— Task instructions —
Restate the data word for word and leave the images out.

☆ ☆ ☆ ☆ ☆ ☆ ☆

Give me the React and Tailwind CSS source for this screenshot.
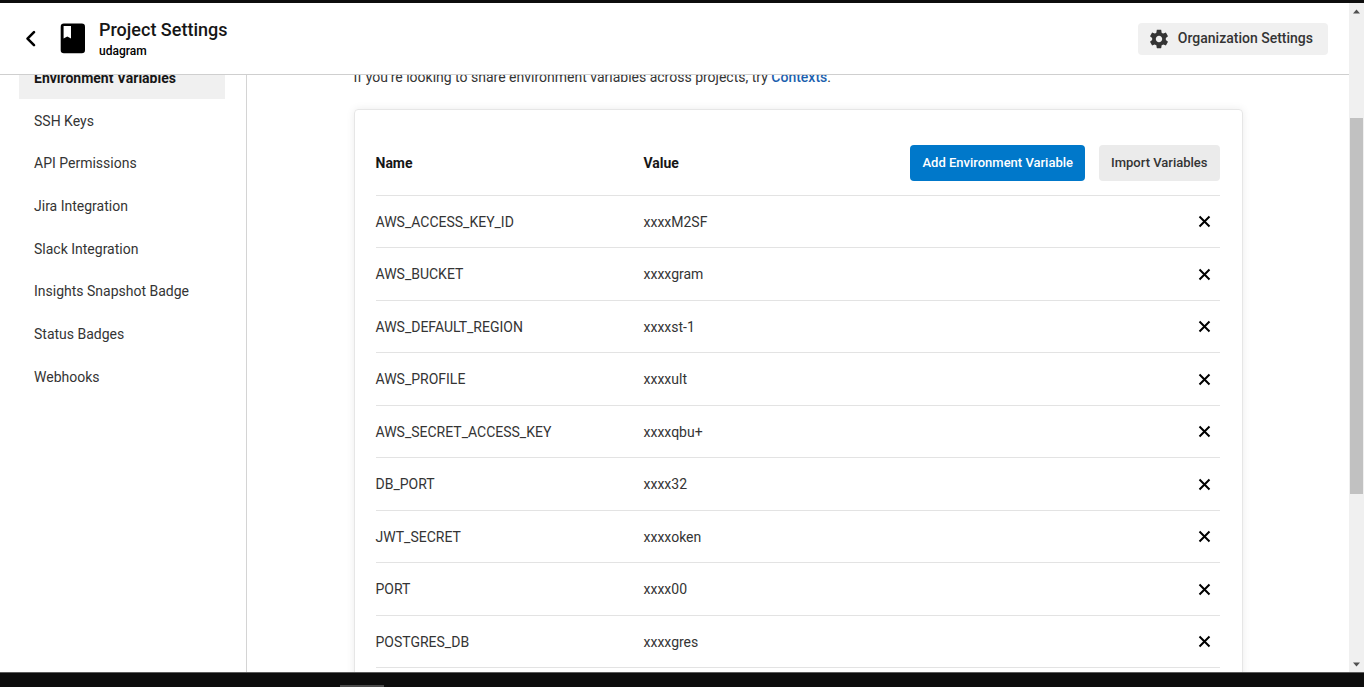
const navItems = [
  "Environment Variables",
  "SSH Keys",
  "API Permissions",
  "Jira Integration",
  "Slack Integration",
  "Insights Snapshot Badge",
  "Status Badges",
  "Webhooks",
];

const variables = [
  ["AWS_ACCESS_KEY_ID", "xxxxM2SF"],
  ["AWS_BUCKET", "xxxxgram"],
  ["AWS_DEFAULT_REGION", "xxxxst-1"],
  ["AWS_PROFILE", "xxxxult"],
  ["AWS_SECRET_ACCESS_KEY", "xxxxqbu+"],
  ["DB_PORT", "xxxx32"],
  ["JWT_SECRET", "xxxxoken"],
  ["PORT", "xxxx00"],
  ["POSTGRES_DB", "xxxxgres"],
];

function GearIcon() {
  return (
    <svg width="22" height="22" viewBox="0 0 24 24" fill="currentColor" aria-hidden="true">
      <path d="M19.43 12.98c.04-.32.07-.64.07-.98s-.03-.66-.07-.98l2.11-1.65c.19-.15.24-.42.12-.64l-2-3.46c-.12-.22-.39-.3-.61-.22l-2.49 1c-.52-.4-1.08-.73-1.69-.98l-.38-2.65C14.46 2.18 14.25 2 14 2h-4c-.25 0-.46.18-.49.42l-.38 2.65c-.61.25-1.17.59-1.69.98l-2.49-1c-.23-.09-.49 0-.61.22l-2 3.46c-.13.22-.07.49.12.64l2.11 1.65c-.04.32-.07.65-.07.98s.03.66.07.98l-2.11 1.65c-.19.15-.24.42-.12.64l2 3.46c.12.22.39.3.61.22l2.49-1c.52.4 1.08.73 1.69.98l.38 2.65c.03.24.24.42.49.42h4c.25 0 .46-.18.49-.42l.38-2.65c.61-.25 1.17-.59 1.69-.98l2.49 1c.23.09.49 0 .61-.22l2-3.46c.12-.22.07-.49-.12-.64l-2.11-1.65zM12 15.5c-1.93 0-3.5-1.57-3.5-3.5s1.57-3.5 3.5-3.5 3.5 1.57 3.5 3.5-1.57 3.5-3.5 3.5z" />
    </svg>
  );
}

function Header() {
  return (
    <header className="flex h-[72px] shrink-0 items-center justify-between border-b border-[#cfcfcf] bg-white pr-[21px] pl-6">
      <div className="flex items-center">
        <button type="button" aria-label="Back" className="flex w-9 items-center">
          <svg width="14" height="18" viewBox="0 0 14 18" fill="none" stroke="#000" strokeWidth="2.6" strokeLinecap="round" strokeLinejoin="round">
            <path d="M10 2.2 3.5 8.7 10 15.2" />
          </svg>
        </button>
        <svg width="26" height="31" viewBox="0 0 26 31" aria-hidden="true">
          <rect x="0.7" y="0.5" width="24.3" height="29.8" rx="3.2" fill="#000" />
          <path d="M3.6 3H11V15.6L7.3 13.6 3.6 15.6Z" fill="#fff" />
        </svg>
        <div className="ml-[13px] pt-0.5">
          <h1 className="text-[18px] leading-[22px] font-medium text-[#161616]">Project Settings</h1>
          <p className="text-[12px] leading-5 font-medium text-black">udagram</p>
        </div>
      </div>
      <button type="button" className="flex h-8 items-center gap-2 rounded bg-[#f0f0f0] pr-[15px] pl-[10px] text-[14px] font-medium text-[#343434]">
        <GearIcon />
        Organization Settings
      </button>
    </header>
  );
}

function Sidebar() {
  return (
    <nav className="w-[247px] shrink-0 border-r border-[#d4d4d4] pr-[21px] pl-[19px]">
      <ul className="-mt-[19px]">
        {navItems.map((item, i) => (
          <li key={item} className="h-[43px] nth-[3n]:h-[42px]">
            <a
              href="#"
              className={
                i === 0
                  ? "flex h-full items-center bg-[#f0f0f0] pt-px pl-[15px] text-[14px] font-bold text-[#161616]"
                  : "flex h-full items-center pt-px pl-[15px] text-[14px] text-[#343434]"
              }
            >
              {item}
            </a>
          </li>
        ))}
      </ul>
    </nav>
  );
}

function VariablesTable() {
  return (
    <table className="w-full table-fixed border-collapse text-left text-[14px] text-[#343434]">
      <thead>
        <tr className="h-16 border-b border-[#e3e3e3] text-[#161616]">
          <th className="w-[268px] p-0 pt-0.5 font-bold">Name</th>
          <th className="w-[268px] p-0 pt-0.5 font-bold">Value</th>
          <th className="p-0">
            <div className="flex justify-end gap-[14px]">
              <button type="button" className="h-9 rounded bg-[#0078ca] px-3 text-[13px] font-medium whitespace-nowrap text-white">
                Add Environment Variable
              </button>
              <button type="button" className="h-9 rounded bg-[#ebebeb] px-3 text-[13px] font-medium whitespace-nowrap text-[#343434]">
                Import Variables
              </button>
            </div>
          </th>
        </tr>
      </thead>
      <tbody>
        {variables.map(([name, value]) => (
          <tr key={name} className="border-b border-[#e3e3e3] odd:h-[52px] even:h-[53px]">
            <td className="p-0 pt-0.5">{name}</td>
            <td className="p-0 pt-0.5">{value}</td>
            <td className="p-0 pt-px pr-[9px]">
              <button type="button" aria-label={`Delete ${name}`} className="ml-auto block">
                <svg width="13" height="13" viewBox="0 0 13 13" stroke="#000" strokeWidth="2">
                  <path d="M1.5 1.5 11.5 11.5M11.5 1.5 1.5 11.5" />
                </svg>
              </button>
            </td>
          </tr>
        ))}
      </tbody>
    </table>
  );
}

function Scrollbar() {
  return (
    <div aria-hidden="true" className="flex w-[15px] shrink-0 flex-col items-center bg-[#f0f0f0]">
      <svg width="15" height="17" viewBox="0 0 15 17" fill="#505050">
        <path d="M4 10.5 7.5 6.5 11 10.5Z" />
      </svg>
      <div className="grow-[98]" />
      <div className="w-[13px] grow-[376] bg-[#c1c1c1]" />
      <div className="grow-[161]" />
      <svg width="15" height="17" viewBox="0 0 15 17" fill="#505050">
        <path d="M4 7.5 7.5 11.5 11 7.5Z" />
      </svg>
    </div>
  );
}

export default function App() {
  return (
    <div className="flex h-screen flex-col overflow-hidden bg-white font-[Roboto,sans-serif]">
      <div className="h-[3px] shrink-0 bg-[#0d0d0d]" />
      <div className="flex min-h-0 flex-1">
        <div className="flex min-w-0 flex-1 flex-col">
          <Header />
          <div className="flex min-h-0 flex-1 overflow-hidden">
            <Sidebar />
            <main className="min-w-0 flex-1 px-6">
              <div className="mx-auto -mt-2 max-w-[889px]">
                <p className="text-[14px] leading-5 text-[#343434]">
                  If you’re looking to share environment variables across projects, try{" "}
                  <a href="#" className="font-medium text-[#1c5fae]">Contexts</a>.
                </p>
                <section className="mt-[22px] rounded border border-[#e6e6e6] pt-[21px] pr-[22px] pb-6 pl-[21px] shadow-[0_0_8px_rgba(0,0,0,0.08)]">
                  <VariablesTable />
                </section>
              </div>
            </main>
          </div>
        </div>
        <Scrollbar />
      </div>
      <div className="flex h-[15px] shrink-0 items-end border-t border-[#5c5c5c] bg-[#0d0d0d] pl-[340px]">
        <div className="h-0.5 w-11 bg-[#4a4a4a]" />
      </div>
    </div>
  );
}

☆ ☆ ☆ ☆ ☆ ☆ ☆

— Task result —
Give me the React and Tailwind CSS source for this screenshot.
const navItems = [
  "Environment Variables",
  "SSH Keys",
  "API Permissions",
  "Jira Integration",
  "Slack Integration",
  "Insights Snapshot Badge",
  "Status Badges",
  "Webhooks",
];

const variables = [
  ["AWS_ACCESS_KEY_ID", "xxxxM2SF"],
  ["AWS_BUCKET", "xxxxgram"],
  ["AWS_DEFAULT_REGION", "xxxxst-1"],
  ["AWS_PROFILE", "xxxxult"],
  ["AWS_SECRET_ACCESS_KEY", "xxxxqbu+"],
  ["DB_PORT", "xxxx32"],
  ["JWT_SECRET", "xxxxoken"],
  ["PORT", "xxxx00"],
  ["POSTGRES_DB", "xxxxgres"],
];

function GearIcon() {
  return (
    <svg width="22" height="22" viewBox="0 0 24 24" fill="currentColor" aria-hidden="true">
      <path d="M19.43 12.98c.04-.32.07-.64.07-.98s-.03-.66-.07-.98l2.11-1.65c.19-.15.24-.42.12-.64l-2-3.46c-.12-.22-.39-.3-.61-.22l-2.49 1c-.52-.4-1.08-.73-1.69-.98l-.38-2.65C14.46 2.18 14.25 2 14 2h-4c-.25 0-.46.18-.49.42l-.38 2.65c-.61.25-1.17.59-1.69.98l-2.49-1c-.23-.09-.49 0-.61.22l-2 3.46c-.13.22-.07.49.12.64l2.11 1.65c-.04.32-.07.65-.07.98s.03.66.07.98l-2.11 1.65c-.19.15-.24.42-.12.64l2 3.46c.12.22.39.3.61.22l2.49-1c.52.4 1.08.73 1.69.98l.38 2.65c.03.24.24.42.49.42h4c.25 0 .46-.18.49-.42l.38-2.65c.61-.25 1.17-.59 1.69-.98l2.49 1c.23.09.49 0 .61-.22l2-3.46c.12-.22.07-.49-.12-.64l-2.11-1.65zM12 15.5c-1.93 0-3.5-1.57-3.5-3.5s1.57-3.5 3.5-3.5 3.5 1.57 3.5 3.5-1.57 3.5-3.5 3.5z" />
    </svg>
  );
}

function Header() {
  return (
    <header className="flex h-[72px] shrink-0 items-center justify-between border-b border-[#cfcfcf] bg-white pr-[21px] pl-6">
      <div className="flex items-center">
        <button type="button" aria-label="Back" className="flex w-9 items-center">
          <svg width="14" height="18" viewBox="0 0 14 18" fill="none" stroke="#000" strokeWidth="2.6" strokeLinecap="round" strokeLinejoin="round">
            <path d="M10 2.2 3.5 8.7 10 15.2" />
          </svg>
        </button>
        <svg width="26" height="31" viewBox="0 0 26 31" aria-hidden="true">
          <rect x="0.7" y="0.5" width="24.3" height="29.8" rx="3.2" fill="#000" />
          <path d="M3.6 3H11V15.6L7.3 13.6 3.6 15.6Z" fill="#fff" />
        </svg>
        <div className="ml-[13px] pt-0.5">
          <h1 className="text-[18px] leading-[22px] font-medium text-[#161616]">Project Settings</h1>
          <p className="text-[12px] leading-5 font-medium text-black">udagram</p>
        </div>
      </div>
      <button type="button" className="flex h-8 items-center gap-2 rounded bg-[#f0f0f0] pr-[15px] pl-[10px] text-[14px] font-medium text-[#343434]">
        <GearIcon />
        Organization Settings
      </button>
    </header>
  );
}

function Sidebar() {
  return (
    <nav className="w-[247px] shrink-0 border-r border-[#d4d4d4] pr-[21px] pl-[19px]">
      <ul className="-mt-[19px]">
        {navItems.map((item, i) => (
          <li key={item} className="h-[43px] nth-[3n]:h-[42px]">
            <a
              href="#"
              className={
                i === 0
                  ? "flex h-full items-center bg-[#f0f0f0] pt-px pl-[15px] text-[14px] font-bold text-[#161616]"
                  : "flex h-full items-center pt-px pl-[15px] text-[14px] text-[#343434]"
              }
            >
              {item}
            </a>
          </li>
        ))}
      </ul>
    </nav>
  );
}

function VariablesTable() {
  return (
    <table className="w-full table-fixed border-collapse text-left text-[14px] text-[#343434]">
      <thead>
        <tr className="h-16 border-b border-[#e3e3e3] text-[#161616]">
          <th className="w-[268px] p-0 pt-0.5 font-bold">Name</th>
          <th className="w-[268px] p-0 pt-0.5 font-bold">Value</th>
          <th className="p-0">
            <div className="flex justify-end gap-[14px]">
              <button type="button" className="h-9 rounded bg-[#0078ca] px-3 text-[13px] font-medium whitespace-nowrap text-white">
                Add Environment Variable
              </button>
              <button type="button" className="h-9 rounded bg-[#ebebeb] px-3 text-[13px] font-medium whitespace-nowrap text-[#343434]">
                Import Variables
              </button>
            </div>
          </th>
        </tr>
      </thead>
      <tbody>
        {variables.map(([name, value]) => (
          <tr key={name} className="border-b border-[#e3e3e3] odd:h-[52px] even:h-[53px]">
            <td className="p-0 pt-0.5">{name}</td>
            <td className="p-0 pt-0.5">{value}</td>
            <td className="p-0 pt-px pr-[9px]">
              <button type="button" aria-label={`Delete ${name}`} className="ml-auto block">
                <svg width="13" height="13" viewBox="0 0 13 13" stroke="#000" strokeWidth="2">
                  <path d="M1.5 1.5 11.5 11.5M11.5 1.5 1.5 11.5" />
                </svg>
              </button>
            </td>
          </tr>
        ))}
      </tbody>
    </table>
  );
}

function Scrollbar() {
  return (
    <div aria-hidden="true" className="flex w-[15px] shrink-0 flex-col items-center bg-[#f0f0f0]">
      <svg width="15" height="17" viewBox="0 0 15 17" fill="#505050">
        <path d="M4 10.5 7.5 6.5 11 10.5Z" />
      </svg>
      <div className="grow-[98]" />
      <div className="w-[13px] grow-[376] bg-[#c1c1c1]" />
      <div className="grow-[161]" />
      <svg width="15" height="17" viewBox="0 0 15 17" fill="#505050">
        <path d="M4 7.5 7.5 11.5 11 7.5Z" />
      </svg>
    </div>
  );
}

export default function App() {
  return (
    <div className="flex h-screen flex-col overflow-hidden bg-white font-[Roboto,sans-serif]">
      <div className="h-[3px] shrink-0 bg-[#0d0d0d]" />
      <div className="flex min-h-0 flex-1">
        <div className="flex min-w-0 flex-1 flex-col">
          <Header />
          <div className="flex min-h-0 flex-1 overflow-hidden">
            <Sidebar />
            <main className="min-w-0 flex-1 px-6">
              <div className="mx-auto -mt-2 max-w-[889px]">
                <p className="text-[14px] leading-5 text-[#343434]">
                  If you’re looking to share environment variables across projects, try{" "}
                  <a href="#" className="font-medium text-[#1c5fae]">Contexts</a>.
                </p>
                <section className="mt-[22px] rounded border border-[#e6e6e6] pt-[21px] pr-[22px] pb-6 pl-[21px] shadow-[0_0_8px_rgba(0,0,0,0.08)]">
                  <VariablesTable />
                </section>
              </div>
            </main>
          </div>
        </div>
        <Scrollbar />
      </div>
      <div className="flex h-[15px] shrink-0 items-end border-t border-[#5c5c5c] bg-[#0d0d0d] pl-[340px]">
        <div className="h-0.5 w-11 bg-[#4a4a4a]" />
      </div>
    </div>
  );
}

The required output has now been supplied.